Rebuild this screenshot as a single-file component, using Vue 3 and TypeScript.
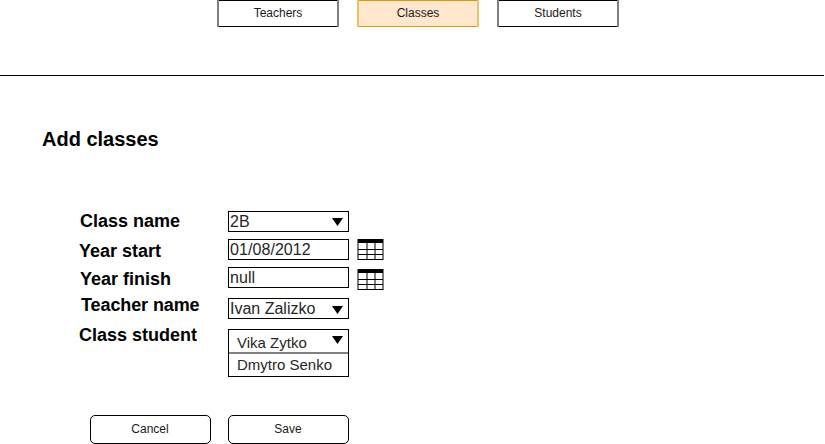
==
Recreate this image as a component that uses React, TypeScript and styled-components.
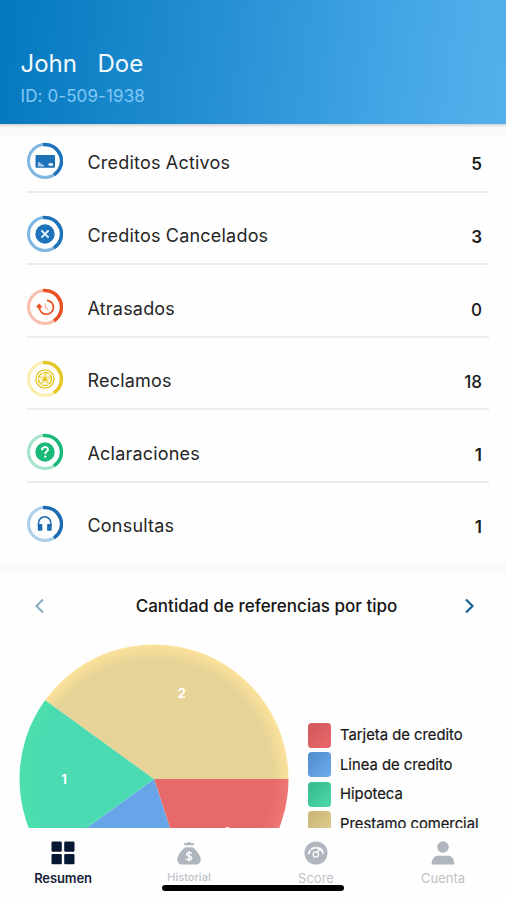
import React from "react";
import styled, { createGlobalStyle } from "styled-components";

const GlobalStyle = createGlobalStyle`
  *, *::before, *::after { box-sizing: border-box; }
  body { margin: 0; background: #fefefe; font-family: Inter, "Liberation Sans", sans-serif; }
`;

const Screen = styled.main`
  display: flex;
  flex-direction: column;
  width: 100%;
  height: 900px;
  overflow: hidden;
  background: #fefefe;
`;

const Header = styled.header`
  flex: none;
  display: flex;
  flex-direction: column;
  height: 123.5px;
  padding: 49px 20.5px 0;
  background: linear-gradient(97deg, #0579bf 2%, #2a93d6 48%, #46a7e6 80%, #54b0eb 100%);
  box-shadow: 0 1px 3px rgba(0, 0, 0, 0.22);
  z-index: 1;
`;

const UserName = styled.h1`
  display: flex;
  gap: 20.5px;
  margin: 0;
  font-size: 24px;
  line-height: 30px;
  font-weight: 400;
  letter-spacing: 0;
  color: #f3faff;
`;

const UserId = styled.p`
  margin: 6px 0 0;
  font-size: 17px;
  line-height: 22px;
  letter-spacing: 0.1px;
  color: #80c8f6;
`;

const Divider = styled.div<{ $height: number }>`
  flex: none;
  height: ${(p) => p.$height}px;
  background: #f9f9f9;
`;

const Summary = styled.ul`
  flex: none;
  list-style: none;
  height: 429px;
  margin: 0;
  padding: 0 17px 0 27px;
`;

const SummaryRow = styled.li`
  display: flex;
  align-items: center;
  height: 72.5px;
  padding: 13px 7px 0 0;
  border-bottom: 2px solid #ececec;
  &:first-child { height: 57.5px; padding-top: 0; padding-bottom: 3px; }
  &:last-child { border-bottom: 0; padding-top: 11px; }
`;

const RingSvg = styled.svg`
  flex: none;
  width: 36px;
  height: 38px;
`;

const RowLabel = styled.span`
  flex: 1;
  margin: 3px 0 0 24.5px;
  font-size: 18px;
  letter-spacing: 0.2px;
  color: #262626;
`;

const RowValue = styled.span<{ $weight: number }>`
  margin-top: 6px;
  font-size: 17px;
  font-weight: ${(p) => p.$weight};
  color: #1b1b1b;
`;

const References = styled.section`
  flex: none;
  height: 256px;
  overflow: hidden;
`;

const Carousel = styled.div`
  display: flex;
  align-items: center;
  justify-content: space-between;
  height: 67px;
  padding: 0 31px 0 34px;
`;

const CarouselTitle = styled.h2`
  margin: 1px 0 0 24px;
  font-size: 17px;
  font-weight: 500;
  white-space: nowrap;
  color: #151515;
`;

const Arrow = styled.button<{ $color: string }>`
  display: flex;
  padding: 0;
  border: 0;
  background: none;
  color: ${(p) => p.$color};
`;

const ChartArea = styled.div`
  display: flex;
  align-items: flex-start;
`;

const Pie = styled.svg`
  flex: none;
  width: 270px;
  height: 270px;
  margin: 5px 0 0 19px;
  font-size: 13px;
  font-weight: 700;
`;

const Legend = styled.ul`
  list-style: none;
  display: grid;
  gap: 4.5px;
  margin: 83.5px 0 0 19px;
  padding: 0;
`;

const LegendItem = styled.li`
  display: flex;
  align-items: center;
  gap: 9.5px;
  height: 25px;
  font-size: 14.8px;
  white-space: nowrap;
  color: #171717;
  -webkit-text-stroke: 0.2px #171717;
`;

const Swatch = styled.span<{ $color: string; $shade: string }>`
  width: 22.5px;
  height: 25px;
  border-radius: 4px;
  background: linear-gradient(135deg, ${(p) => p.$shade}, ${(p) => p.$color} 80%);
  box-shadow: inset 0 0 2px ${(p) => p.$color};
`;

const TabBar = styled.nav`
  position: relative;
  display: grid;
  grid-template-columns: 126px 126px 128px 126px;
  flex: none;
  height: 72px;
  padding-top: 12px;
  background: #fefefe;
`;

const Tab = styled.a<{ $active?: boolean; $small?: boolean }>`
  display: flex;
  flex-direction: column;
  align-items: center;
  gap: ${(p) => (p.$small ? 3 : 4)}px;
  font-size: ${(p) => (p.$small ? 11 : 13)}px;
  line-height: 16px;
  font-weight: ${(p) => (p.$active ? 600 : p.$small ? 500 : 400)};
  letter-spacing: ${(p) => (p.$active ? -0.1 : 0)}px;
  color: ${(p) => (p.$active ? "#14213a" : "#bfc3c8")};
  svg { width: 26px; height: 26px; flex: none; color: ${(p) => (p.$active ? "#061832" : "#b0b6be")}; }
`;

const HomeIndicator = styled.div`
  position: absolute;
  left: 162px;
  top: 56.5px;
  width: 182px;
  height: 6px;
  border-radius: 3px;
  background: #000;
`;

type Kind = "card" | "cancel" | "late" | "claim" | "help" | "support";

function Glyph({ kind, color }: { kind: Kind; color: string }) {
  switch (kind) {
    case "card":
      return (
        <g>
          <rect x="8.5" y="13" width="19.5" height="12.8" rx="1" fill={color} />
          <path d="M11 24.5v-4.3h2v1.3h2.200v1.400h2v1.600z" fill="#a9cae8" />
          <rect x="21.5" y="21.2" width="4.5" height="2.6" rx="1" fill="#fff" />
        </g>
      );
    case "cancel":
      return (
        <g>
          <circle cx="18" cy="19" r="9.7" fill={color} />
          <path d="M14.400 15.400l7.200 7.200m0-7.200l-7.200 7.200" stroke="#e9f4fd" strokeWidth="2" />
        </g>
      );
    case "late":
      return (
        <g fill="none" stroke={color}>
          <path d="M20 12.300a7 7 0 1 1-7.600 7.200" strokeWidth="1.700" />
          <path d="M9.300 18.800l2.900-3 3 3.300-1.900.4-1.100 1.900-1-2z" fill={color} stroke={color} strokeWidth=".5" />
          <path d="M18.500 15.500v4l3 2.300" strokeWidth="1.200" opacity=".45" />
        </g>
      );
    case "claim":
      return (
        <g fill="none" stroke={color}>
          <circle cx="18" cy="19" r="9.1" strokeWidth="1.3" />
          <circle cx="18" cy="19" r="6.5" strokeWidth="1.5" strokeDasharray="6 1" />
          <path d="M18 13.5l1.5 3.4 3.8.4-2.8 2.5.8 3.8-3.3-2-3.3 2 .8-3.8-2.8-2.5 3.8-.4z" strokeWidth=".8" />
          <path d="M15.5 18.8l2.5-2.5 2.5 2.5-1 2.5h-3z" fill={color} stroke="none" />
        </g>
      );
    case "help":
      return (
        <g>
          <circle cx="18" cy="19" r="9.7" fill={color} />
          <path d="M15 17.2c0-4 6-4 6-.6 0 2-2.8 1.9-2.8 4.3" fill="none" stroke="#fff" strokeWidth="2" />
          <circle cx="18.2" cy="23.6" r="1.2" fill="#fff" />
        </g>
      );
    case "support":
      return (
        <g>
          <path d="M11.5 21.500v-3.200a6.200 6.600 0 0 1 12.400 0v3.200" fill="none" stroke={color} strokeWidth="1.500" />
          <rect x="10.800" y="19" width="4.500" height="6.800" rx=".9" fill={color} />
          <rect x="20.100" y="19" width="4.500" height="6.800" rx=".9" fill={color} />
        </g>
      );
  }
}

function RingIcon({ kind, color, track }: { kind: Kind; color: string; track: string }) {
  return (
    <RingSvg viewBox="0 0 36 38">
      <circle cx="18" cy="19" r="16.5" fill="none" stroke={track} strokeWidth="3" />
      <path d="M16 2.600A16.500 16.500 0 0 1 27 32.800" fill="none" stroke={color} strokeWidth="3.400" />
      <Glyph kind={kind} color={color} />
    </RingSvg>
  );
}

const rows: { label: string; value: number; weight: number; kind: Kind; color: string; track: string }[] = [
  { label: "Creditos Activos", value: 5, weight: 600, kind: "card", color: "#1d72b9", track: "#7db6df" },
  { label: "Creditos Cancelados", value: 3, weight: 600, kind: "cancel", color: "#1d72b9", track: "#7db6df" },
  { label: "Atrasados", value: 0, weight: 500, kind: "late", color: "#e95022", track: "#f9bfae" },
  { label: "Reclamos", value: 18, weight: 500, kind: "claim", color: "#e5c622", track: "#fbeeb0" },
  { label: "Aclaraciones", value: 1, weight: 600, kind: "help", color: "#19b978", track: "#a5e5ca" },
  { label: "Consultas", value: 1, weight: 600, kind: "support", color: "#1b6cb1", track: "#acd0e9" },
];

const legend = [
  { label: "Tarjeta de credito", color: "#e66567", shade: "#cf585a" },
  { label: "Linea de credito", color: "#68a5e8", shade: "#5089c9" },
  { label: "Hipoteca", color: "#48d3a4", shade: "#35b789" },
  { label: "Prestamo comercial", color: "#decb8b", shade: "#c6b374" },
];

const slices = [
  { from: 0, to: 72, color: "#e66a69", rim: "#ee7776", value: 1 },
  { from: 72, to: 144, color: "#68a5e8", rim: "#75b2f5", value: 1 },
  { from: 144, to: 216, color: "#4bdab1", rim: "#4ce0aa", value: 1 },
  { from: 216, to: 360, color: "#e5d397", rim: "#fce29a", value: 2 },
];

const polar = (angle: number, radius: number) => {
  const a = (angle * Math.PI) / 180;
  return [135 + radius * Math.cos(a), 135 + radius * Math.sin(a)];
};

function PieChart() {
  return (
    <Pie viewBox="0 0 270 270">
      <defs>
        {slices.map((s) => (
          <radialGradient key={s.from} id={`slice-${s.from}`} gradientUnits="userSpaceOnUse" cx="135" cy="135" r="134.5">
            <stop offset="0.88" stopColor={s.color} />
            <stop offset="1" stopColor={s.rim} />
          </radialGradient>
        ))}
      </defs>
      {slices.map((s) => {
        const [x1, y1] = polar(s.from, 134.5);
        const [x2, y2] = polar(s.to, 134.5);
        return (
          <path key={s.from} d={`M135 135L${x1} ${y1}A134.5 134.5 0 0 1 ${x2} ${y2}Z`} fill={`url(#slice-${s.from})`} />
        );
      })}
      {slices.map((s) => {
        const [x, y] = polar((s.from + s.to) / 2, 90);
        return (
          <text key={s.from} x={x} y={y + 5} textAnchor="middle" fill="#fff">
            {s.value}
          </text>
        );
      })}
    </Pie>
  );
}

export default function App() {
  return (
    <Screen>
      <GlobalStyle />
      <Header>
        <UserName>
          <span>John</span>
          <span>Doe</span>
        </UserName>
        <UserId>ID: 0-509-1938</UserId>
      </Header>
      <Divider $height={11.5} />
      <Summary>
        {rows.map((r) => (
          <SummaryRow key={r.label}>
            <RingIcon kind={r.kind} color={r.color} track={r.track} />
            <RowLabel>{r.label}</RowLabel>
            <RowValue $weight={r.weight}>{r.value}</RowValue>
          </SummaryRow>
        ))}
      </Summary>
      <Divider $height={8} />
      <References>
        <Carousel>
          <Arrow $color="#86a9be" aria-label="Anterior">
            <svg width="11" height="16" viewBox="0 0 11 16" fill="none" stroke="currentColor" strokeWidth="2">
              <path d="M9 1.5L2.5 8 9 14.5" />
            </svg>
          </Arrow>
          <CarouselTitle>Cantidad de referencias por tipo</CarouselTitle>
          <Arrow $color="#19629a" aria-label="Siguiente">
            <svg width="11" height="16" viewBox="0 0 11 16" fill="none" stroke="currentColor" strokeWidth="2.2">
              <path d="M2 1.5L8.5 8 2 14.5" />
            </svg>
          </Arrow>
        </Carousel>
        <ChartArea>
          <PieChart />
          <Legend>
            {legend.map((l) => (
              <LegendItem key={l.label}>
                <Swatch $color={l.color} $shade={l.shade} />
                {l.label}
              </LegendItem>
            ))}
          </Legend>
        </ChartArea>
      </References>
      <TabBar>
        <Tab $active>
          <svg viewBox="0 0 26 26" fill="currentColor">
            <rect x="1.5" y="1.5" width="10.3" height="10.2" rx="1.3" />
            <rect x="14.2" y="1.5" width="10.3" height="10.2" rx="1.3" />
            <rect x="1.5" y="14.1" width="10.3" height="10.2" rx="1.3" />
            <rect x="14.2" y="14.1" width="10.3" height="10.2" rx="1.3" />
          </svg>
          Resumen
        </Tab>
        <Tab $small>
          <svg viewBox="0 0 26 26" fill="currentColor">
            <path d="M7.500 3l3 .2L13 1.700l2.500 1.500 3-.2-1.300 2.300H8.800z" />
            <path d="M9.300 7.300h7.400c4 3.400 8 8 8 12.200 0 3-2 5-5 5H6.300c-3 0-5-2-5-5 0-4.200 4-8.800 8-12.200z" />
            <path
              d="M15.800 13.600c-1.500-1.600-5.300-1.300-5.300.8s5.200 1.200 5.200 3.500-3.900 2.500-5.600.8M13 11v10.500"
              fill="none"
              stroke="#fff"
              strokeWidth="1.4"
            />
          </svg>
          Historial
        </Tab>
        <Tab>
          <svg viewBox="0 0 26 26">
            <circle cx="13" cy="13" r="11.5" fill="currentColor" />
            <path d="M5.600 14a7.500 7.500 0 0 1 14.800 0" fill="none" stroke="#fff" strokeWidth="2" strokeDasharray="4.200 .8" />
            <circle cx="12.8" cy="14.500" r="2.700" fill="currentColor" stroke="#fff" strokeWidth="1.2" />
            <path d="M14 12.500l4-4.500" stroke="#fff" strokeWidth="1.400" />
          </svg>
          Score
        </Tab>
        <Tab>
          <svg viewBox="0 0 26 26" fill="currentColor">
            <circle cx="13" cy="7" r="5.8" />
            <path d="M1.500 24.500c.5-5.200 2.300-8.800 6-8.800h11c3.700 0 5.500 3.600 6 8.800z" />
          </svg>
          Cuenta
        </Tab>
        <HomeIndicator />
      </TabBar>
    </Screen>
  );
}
* * *
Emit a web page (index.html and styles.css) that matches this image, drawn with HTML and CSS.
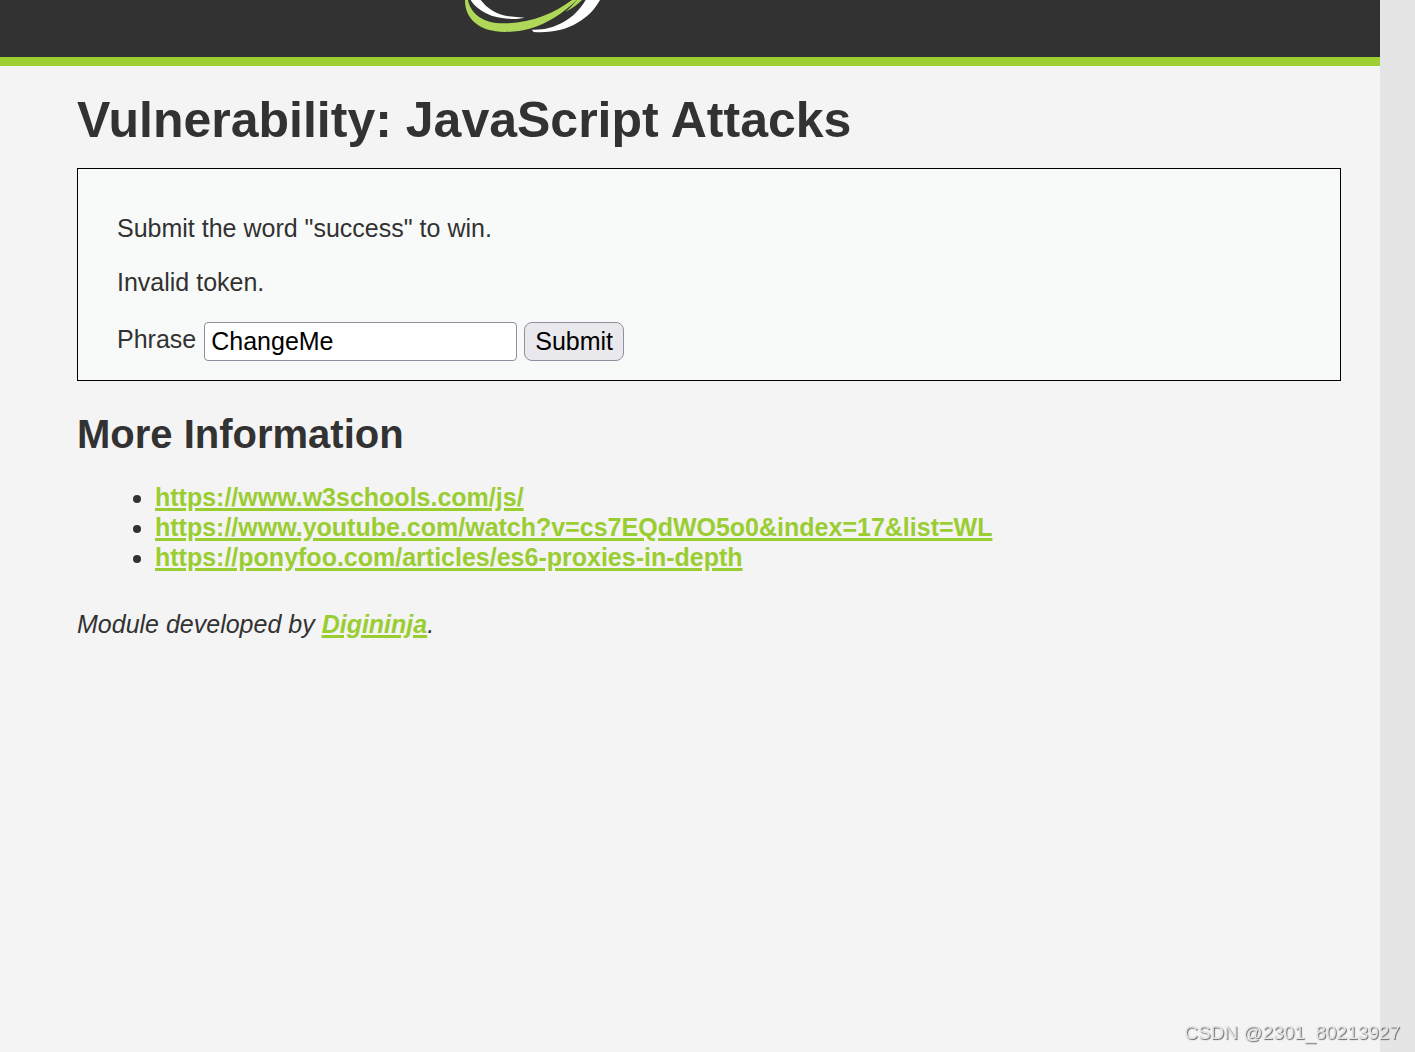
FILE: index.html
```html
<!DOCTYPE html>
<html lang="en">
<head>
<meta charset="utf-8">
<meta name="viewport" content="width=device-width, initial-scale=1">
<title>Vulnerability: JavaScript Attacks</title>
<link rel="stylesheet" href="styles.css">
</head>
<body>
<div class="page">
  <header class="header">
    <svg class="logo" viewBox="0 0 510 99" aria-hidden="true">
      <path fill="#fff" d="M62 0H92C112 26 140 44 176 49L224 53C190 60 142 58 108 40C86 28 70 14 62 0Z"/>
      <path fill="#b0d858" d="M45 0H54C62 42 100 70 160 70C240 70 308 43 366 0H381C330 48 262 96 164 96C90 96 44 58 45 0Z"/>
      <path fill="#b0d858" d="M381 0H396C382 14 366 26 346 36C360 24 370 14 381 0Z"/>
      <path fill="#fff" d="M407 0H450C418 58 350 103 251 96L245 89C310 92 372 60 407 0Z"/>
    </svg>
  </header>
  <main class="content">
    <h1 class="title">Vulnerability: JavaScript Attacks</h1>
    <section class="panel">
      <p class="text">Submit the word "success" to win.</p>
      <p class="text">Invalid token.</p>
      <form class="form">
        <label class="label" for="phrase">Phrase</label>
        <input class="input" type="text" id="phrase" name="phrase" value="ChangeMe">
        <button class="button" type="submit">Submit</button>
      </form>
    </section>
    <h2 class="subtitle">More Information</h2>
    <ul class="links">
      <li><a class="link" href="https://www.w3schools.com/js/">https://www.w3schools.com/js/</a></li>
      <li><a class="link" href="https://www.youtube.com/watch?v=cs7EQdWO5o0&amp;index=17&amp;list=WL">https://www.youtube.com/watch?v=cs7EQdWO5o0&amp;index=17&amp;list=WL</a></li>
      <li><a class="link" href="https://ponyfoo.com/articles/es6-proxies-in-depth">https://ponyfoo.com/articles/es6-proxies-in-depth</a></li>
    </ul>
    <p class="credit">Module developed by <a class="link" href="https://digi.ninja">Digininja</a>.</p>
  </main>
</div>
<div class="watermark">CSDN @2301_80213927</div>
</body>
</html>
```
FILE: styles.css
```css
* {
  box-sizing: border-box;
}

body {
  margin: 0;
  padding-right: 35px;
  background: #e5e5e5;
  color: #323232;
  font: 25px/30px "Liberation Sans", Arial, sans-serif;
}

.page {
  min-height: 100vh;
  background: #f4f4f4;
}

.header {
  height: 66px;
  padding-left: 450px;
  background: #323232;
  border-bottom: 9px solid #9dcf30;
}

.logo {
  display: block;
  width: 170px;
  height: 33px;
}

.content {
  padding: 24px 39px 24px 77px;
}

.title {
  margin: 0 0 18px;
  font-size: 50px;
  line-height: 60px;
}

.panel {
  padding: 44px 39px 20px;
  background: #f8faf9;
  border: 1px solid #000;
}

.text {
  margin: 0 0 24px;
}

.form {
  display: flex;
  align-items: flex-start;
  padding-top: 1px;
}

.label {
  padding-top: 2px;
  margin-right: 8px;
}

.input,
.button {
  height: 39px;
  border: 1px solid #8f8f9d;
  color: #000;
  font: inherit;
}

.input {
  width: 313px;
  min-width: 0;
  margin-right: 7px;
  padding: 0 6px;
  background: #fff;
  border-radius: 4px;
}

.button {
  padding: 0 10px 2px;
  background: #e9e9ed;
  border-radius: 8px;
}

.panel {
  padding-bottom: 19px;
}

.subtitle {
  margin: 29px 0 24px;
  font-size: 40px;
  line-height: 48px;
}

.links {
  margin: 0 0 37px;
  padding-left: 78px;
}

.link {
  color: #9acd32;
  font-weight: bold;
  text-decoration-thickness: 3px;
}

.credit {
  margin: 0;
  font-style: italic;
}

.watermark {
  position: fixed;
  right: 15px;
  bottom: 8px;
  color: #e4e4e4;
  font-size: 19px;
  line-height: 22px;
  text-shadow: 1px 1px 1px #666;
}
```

### DIRECTION
For the entries above, count the lines that contain the string "styles", and state that number without further comment.

### SOLUTION
3